Longue d’environ 120 mètres, elle porte le nom de son créateur, un certain Antoine Pierre Damoye quincaillier de son état, qui fit l’acquisition en 1778 d’un terrain servant jusqu’alors de stand de tir aux arquebusiers de Paris.
Occupée autrefois par des ateliers de ferrailleurs, chiffonniers et autres artisans du meuble, elle accueille aujourd’hui artistes et bureaux d’agences de communication. À travers les vitrines, les ordinateurs Apple ont remplacé les rabots et varlopes.
À l’autre extrémité, subsiste encore une pittoresque et authentique brûlerie de café. Si j’avais su, j’aurais volontiers choisi d’y prendre un café. Je comprends que les arômes se dégageant de ce charmant havre de paix aient donné envie au jeune chanteur Igit d’y tourner le clip d’un de ses récents succès.
À peine sorti de la ruelle, encore quelques pas, et je me retrouve dans la perspective d’une autre rue pavée immortalisée par un grand monsieur de la chanson française bien trop discret. Et pourtant, s’il est un chanteur français qui symbolise Paris, c’est bien lui : Francis Lemarque. Sa chanson À Paris est un succès planétaire grâce notamment à Yves Montand auprès de qui il repose au cimetière du Père-Lachaise.
Mais, tout de suite, plus que sa valse, c’est sa java qui me donne envie, si j’osais, de gambiller au milieu de la chaussée :
« Tous les samedis soirs on allait comme ça
Dans un bal musette pour danser comme ça
Dans un vieux quartier fréquenté comme ça
Par des danseurs de java comme ça
Rue de Lappe Rue de Lappe au temps joyeux
Où les frappes où les frappes étaient chez eux
Rue de Lappe Rue de Lappe en ce temps-là
A petits pas on dansait la java… »
Replongeons-nous à la Belle Époque, au temps des Apaches, avec la gouaille de Mistigri :
Ne craignez rien pour vos enfants, les temps ont changé, l’ambiance de nos jours est plus branchée que canaille.
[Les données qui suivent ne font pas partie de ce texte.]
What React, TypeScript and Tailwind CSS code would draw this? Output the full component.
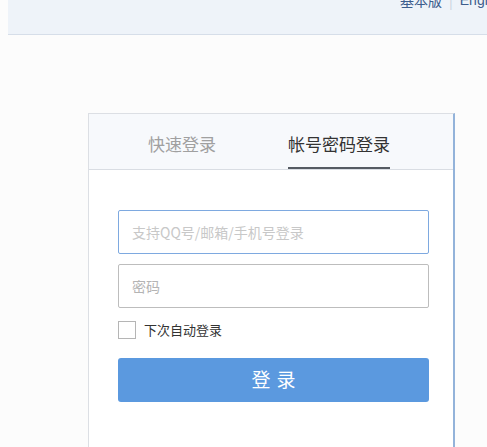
export default function App() {
  return (
    <div
      className="w-[487px] h-[447px] overflow-hidden bg-[#fcfcfc]"
      style={{ fontFamily: '"Noto Sans CJK SC", "Liberation Sans", sans-serif' }}
    >
      {/* Top bar */}
      <div className="ml-[8px] h-[35px] flex items-start bg-[#eef3f9] border-b border-[#d6dee9]">
        <div className="pl-[392px] -mt-[10px] flex items-center gap-[7px] text-[14px] leading-[20px] text-[#3d5d8c] whitespace-nowrap">
          <span>基本版</span>
          <span className="text-[#c9d2dd]">|</span>
          <span style={{ fontFamily: '"Liberation Sans", sans-serif' }}>English</span>
        </div>
      </div>

      {/* Login card */}
      <div className="mt-[78px] ml-[88px] w-[367px] h-[400px] bg-white border-l border-t border-[#dcdfe4] border-r-2 border-r-[#93b3da]">
        <div className="h-[56px] flex pl-[59px] gap-[72px] bg-[#f7f9fc] border-b border-[#d9dde3]">
          <div className="h-full flex items-center pt-[5px] text-[17px] text-[#a0a0a0]">快速登录</div>
          <div className="h-full flex items-center pt-[7px] border-b-2 border-[#555b63] text-[17px] text-[#333]">
            帐号密码登录
          </div>
        </div>

        <div className="pt-[40px] pl-[29px]">
          <div className="w-[311px] h-[44px] rounded-[2px] border border-[#7ea9e0] flex items-center pl-[13px] text-[14px] text-[#c8c8c8]">
            支持QQ号/邮箱/手机号登录
          </div>
          <div className="mt-[10px] w-[311px] h-[44px] rounded-[2px] border border-[#bdbdbd] flex items-center pl-[13px] text-[14px] text-[#b4b4b4]">
            密码
          </div>
          <div className="mt-[12px] flex items-center gap-[8px]">
            <div className="w-[18px] h-[18px] border border-[#b5b5b5] bg-white" />
            <span className="text-[13px] text-[#333]">下次自动登录</span>
          </div>
          <div className="mt-[18px] w-[311px] h-[44px] rounded-[3px] bg-[#5b99df] flex items-center justify-center text-[19px] text-white tracking-[6px] pl-[6px]">
            登录
          </div>
        </div>
      </div>
    </div>
  );
}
Il faut même être curieux et imaginatif pour retrouver des pans d’histoire de la rue de Lappe des années folles.
La rue qui existait déjà au XVIIe siècle tient son nom de Girard de Lappe, un maraîcher qui possédait des jardins à cet endroit. Elle fut baptisée rue Louis-Philippe en 1830 avant de retrouver son nom d’origine en 1867. Aujourd’hui, le monarque qui porta le titre (après Louis XVI) de « roi des Français », parce que cela faisait plus peuple, ne mérite plus qu’un passage très tagué débouchant tout de même sur la rue de Lappe. Grandeur et décadence !
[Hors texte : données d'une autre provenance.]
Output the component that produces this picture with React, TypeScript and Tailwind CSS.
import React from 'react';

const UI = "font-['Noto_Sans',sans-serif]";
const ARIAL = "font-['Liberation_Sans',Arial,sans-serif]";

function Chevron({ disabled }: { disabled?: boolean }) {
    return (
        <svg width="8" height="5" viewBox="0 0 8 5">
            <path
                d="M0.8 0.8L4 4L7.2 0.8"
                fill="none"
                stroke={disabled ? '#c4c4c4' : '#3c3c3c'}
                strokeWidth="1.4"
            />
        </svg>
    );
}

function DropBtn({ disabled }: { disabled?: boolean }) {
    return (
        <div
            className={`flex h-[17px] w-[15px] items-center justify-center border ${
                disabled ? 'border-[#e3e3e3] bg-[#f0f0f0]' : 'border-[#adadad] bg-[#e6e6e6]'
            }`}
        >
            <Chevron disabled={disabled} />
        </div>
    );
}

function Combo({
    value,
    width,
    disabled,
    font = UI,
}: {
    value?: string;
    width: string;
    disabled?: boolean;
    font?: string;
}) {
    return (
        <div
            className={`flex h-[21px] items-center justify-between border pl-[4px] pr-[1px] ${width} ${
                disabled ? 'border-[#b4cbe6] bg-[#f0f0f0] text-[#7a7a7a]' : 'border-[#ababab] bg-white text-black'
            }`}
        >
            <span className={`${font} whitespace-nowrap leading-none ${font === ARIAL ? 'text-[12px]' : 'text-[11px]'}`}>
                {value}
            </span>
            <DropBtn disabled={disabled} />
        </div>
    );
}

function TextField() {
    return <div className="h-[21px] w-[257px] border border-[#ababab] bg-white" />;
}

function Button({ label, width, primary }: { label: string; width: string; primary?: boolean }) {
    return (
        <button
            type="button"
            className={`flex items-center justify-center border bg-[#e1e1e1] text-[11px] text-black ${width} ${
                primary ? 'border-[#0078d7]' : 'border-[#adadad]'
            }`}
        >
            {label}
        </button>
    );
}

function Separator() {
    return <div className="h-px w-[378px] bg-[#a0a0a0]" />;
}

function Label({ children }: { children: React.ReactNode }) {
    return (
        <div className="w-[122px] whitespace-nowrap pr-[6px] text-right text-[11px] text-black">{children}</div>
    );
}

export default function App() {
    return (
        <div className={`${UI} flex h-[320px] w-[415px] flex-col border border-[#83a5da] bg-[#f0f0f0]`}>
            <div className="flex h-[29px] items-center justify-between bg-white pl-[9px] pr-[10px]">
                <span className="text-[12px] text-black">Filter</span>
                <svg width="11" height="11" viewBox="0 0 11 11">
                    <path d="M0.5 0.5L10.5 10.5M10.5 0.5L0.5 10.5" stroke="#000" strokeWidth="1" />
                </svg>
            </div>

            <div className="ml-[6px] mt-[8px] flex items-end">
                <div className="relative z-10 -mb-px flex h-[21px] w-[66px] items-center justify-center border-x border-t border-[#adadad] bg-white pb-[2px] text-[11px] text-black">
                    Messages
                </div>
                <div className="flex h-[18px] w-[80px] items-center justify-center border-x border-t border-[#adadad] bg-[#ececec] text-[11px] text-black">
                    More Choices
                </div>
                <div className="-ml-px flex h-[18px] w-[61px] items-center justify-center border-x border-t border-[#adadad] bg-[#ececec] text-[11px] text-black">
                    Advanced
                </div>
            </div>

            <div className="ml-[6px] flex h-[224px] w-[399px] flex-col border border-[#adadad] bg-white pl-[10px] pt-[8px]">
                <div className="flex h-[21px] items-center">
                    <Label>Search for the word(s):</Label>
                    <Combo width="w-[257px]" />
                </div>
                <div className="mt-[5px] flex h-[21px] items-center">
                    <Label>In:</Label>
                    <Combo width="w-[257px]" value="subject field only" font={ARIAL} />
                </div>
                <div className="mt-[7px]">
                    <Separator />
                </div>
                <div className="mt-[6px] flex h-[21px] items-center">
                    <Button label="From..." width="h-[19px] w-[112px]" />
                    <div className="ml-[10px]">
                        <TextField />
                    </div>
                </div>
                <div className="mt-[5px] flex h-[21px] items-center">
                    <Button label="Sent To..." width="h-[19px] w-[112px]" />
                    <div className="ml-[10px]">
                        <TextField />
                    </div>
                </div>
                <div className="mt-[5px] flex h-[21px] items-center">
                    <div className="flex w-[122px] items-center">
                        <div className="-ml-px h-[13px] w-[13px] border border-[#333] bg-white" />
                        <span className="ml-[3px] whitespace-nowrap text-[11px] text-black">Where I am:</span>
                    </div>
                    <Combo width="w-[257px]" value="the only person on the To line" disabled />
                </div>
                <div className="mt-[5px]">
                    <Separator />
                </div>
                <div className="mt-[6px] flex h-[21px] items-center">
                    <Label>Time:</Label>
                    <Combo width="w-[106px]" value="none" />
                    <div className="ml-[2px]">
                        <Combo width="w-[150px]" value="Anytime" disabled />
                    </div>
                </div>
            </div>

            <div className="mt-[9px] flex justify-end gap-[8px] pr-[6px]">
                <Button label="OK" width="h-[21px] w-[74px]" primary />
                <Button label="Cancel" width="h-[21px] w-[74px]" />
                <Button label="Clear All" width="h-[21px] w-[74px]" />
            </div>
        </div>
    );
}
L’histoire de cette rue se confond avec l’exode des Auvergnats vers Paris au milieu du XIXe siècle. Peu à peu, ils trouvent leur voie au propre comme au figuré, majoritairement marchands de vin et ferrailleurs, ils investissent notamment la rue de Lappe qui devient le village des bougnats avec les cafés-bois-charbon.
Les enseignes sont, pour la plupart, devenues des pièces de musée. Ainsi, en lieu et place du restaurant La Galoche d’Aurillac, référence aux anciennes chaussures du Cantal avec le dessus en cuir et la semelle en bois, on peut goûter désormais à la cuisine vietnamienne.
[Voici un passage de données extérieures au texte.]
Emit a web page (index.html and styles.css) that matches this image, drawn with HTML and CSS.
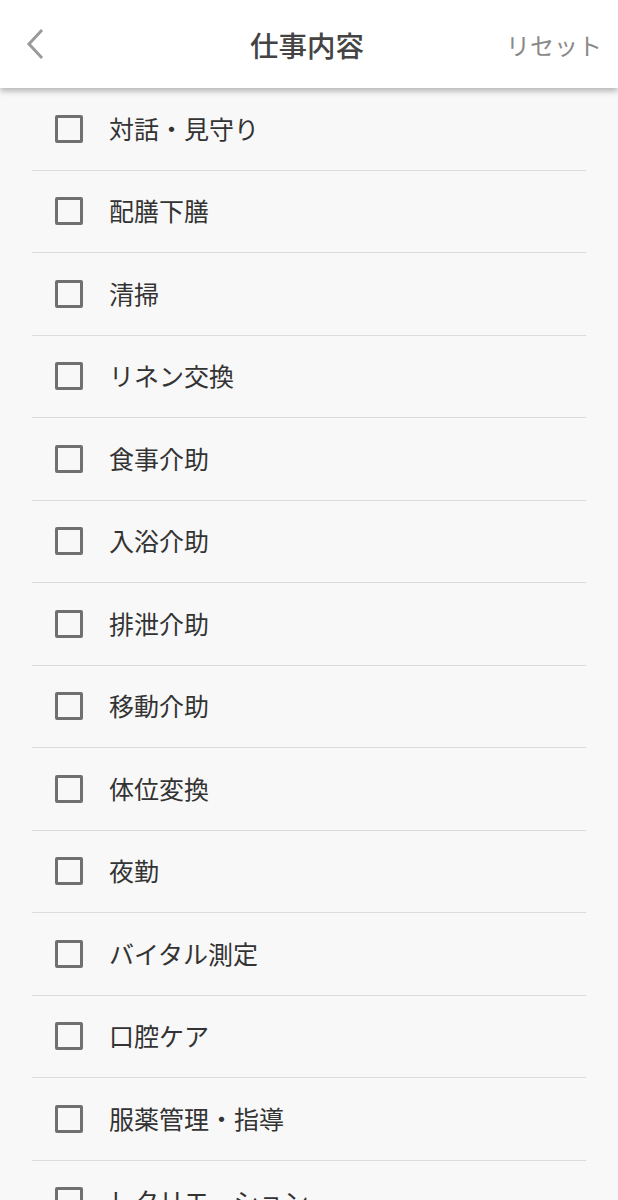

Pour s’approvisionner en tripous ou apéritif à la gentiane, la charcuterie Teil est encore ouverte. À propos, amoureux de l’orthographe, n’avez-vous pas constaté que le tripous (avec un s au singulier) devient souvent le huitième convive à la table des mots en ou prenant un x au pluriel. Reconnaissance du ventre, je ferme les yeux au titre de l’exception culinaire française !
Quand on a bien cassé la croûte (hum les cochonnailles et les fromages d’Auvergne !) et bien bu (un verre de Chanturgue ou de Châteaugay ?), on danse. Ainsi s’ouvrirent de nombreux bals auvergnats où l’on dansait la bourrée en claquant des talons (de galoches ?).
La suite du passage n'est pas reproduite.